— Так Даша моя дочка или нет? — ошарашенно переспросил Юра. Под его удивленно округлившимися глазами зловеще обострились глубокие темно-фиолетовые кровоподтеки.
— Тише ты, ребенка разбудишь, — цыкнула на него Катерина. Ласково проведя рукой по волосам задремавшей у нее на коленях Даши и заправив выбившуюся темную прядь за маленькое ушко дочери, она добавила уже спокойнее: — Не твоя она, Юр. Не твоя.
— Так, давай по порядку, — не выдержал Юрий. Он все еще сильно гнусавил, говорил медленно, с придыханием. — Я что-то ни черта не понял.
Катя вздохнула. Разобраться бы самой, что к чему. Вытянуть из запутанного клубка судеб все нити, разложить их как нужно — понятно и правильно.
— Я попробую, — наконец, сказала она, — только скажи мне сначала, в каком роддоме рожала Наталья.
На этот раз Юра сдержался, ответил почти спокойно:
— В шестом, на Кирова, — в голосе его странным образом переплелись интонации любопытства и еле сдерживаемого нетерпения.
Катя медленно прикрыла веки.
В шестом... Один роддом, один день рождения. Одна судьба. Ну что же, все сходится — эта мысль пришла к ней спокойно и тихо, не взбудоражив крови, не потревожив ни единой душевной струны.
— Я помню ее, — прошептала Катя, — помню твою Наталью. Она едва не умерла тот день.
Юра на секунду замер, посмотрел пристально и, наконец, кивнул:
— Рассказывай...
***
Седьмого сентября, чуть больше семи лет назад в родильном отделении городского роддома номер шесть случились два серьезных, можно сказать, чрезвычайных происшествия. Случились они почти одновременно, с интервалом не более десяти минут, что даже для такого большого медицинского учреждения, имевшего несколько дежурных акушерских бригад в смене, стало событием из ряда вон выходящим.
Конечно же, в те тяжелые, полные боли часы Катя не думала о статистике родовых осложнений и тем более об укомплектованности роддома — она находилась в палате одна и, остервенело кусая губы, терпела схватки, участившиеся до такой степени, что казались одной бесконечной мучительной пыткой.
Закинув свободную от капельницы руку за голову и крепко ухватившись за спинку кровати, она скрипела зубами, сдерживая рвавшиеся из груди стоны, и слушала сердцебиение ребенка, доносившееся из стоявшего рядом записывающего устройства.

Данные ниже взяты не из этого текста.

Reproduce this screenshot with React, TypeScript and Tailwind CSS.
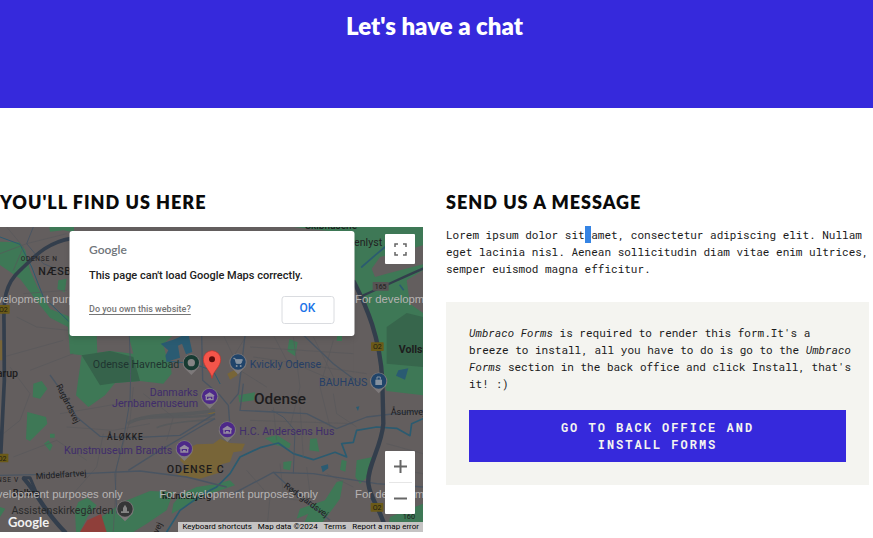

Но даже через нескончаемую, выматывавшую, отуплявшую сознание боль, Катя внезапно почувствовала — в соседней палате происходит что-то странное.
Через приоткрытую дверь ей было слышно буквально все: протяжные женские стоны из родзала напротив вдруг оборвались, и тут же приглушенные голоса принимавших роды медиков стали громче, взволнованней, перерастая в возбужденные испуганные возгласы. Потом что-то звякнуло, громыхнуло, прямо за дверью раздался топот бегущих ног, сопровождаемый металлическим лязгом каталки и резкими отрывистыми вскриками, и вся эта безумная какофония звуков, удаляясь в сторону расположенных в конце коридора лифтов, затихла так же неожиданно, как и возникла, оставив после себя шлейф небывалого всеобщего переполоха.
Забыв на какое-то время о собственных схватках, Катя беспокойно прислушивалась к воцарившейся вдруг пугающей, пропитанной паникой тишине, когда к ней, наконец, заглянула акушерка:
— Чепэ у нас - увезли женщину с большой кровопотерей, — объяснила та перепуганной Катерине, — будут экстренно кесарить.
Обостренное болью воображение тут же нарисовало в Катиной голове страшную картину — еще со студенческой поры врезалась ей в память одна фотография из учебника по акушерству, на которой бледная, с синюшными губами женщина закатила глаза в ужасающей предсмертной агонии. «Геморрагический шок при остром маточном кровотечении» — гласила надпись под фотографией, а в тексте снизу нашлось подробное описание причин и симптомов этого тяжелейшего, угрожающего жизни состояния, одной из мер неотложной помощи при котором была операция по удалению матки.
— А ребенок? Как он? — спросила тогда у акушерки Катя и зажмурилась изо всех сил, стараясь отогнать замелькавшие перед глазами зловещие образы.
— Все обойдется, все будет хорошо, у нас врачи знаешь какие — всех спасут, всем помогут! — спохватившись вдруг, зачастила акушерка и потянулась за перчатками: — А ну-ка, Катерина, давай посмотрим тебя.